The grim situation has seen increasing criticism of countries that have set caps on the number of migrants they are willing to let in, as many buckle under the strain of a flood of people fleeing poverty and war in Africa and the Middle East — notably Syria.
The U.N. said over 131,000 migrants had crossed the Mediterranean to reach Europe so far this year, more than the total number for the first five months of 2015.
The EU lashed out at Macedonian police for tear-gassing desperate refugees who tried to force their way across the Macedonian border on Monday, saying it was “not our idea of managing the crisis.

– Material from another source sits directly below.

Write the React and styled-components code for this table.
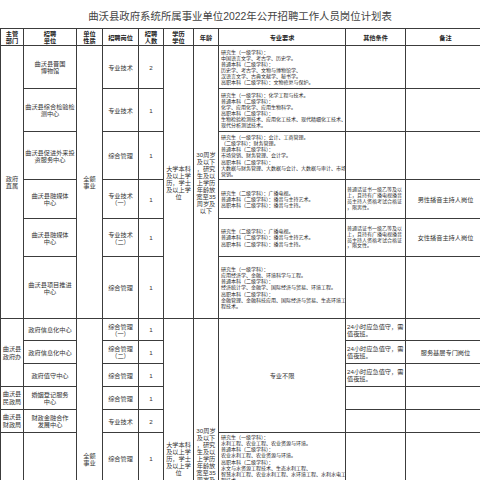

In a bid to ease some of the deep divisions that have emerged over the crisis, EU President Donald Tusk set off Tuesday on a tour that will take him to Vienna and the Balkan states, as well as Turkey, the main departure point for refugees, where he will press for “a more intensive engagement” from the government.
German Chancellor Angela Merkel, whose country registered 1.1 million asylum seekers in 2015, lashed out at the border restrictions springing up in the Balkans, saying they risked plunging debt-ridden Greece into chaos.
Her government said Tuesday that it had agreed to speed up the repatriation of rejected asylum-seekers from North Africa in a bid to ease the political pressure on Germany.
U.N. rights chief Zeid Ra’ad Al Hussein also denounced the growing border restrictions as “an act of cruelty,” saying desperate refugees were facing a “rising roar of xenophobia” instead of compassion.
Despite the criticism, countries in the firing line were standing firm.
“We cannot take in hundreds of thousands of people. We are not Germany’s waiting room,” Austrian Chancellor Werner Faymann told Heute daily.
“It cannot be that people are just waved through Greece, Macedonia and Croatia and that Austria does the EU’s job of sharing them around.”